To get the same power gain with an Injector Control (Duty Cycle) the High Pressure Pump is again, also running 10% higher.
It is basic mathematics that to get a Diesel engine to produce more power, it will need more fuel to deliver the power. If the dyno graph shows a big power gain at high engine rpm, it can only be achieved with their products by increased fuel delivered to combustion by more than was there before.
We sell both styles as well but do not see the need to use this Myth as a selling tool. Both styles “do work if programmed correctly”, but some engines work better & safer with one style instead of the other. On some engines the weak point is the Injectors, on others it is the Fuel Rail Sensors. So instead of compromising the Tuning on some vehicles, using the wrong method, this is why we sell both Injector Duty Cycle & Fuel Rail Sensor Tuning boxes.

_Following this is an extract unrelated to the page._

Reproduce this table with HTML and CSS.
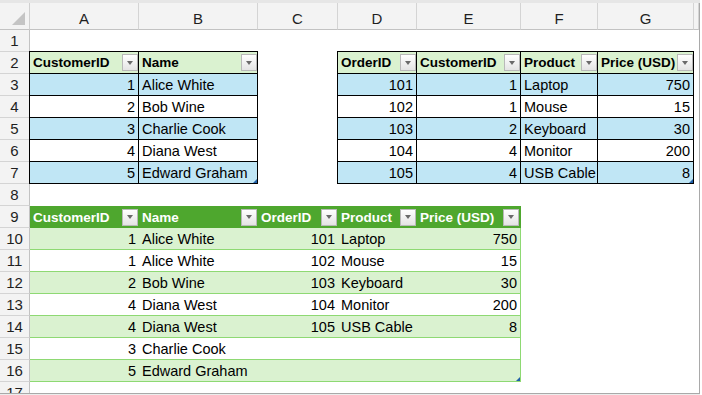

The people who use this “Pressure Myth” also talk in great length about Air/Fuel ratios but sell products which Only Increase Fuel. By making the same high pressure pump supply more fuel either by making the Injectors open for longer or via the Pressure Sensor. Both methods increase fuel delivery to combustion, but the airflow is still the same, so what does this do to the Air/Fuel ratio? How much Fuel can be added & still have a correct Air/Fuel Ratio? We use a system which also connects to the MAP (Boost) Sensor & by increasing Boost (Air) as well as Fuel we can keep Air/Fuel ratios in correct proportions.
We find that most Diesel engines over fuel at full throttle & high rpm; you can demonstrate this on your own vehicle. If you put your foot flat to the floor the vehicle will accelerate fast, but if you gradually lift your foot off the pedal slightly, the vehicle goes faster again. This shows how leaning the rich mixture actually gave more power. So we find more power can be achieved by adding Boost at these over rich fuelling stages instead of just pumping in more fuel. Manufacturers are now using Sequential Turbo Systems to change the Boost Pressure & Air Volume. BMW use the same engine with one, two or three Turbo’s, the power & torque bands are completely different because of the Boost & Air Volume variations. We find we can do a similar effect even on single Turbo vehicles, by manipulating the Boost Sensor signal by different amounts at different RPM or Load points. Our Merc R350CDI which is 195kw 620Nm, we have biased the tune on this car to Eco/Towing. We know that 7th gear @ 100kmh is 1500rpm & the standard torque band hits peak torque at 1600rpm, so we have set the torque to come in at 1500rpm. It now holds 7th even on steep hills. The base model BMW X5 in 8th gear @ 100kmh is also 1500rpm, but the standard torque band does not hit its peak torque until 1750rpm. At low rpm we find this engine very rough with lots of vibration on slight inclines while it tries to hold 8th gear, the Twin & Triple Turbo models do not have this problem.
Many companies still sell Tuning Boxes to fit in engine bays with PC style Computer Plugs which are NOT water proof & tell customers to wrap plastic bags around them!
They also sell Boxes which are NOT resin filled, so they rely on thin rubber seals on flimsy plastic boxes, with the circuit board suspended inside.
One customer while removing one of these box brands, joked that the window allows you to see the water level & empty the box before any damage is done?
We have only one similar product in our range which has a PC style plug on a metal box, but it is only fitted inside the vehicle cabin, never in engine bay.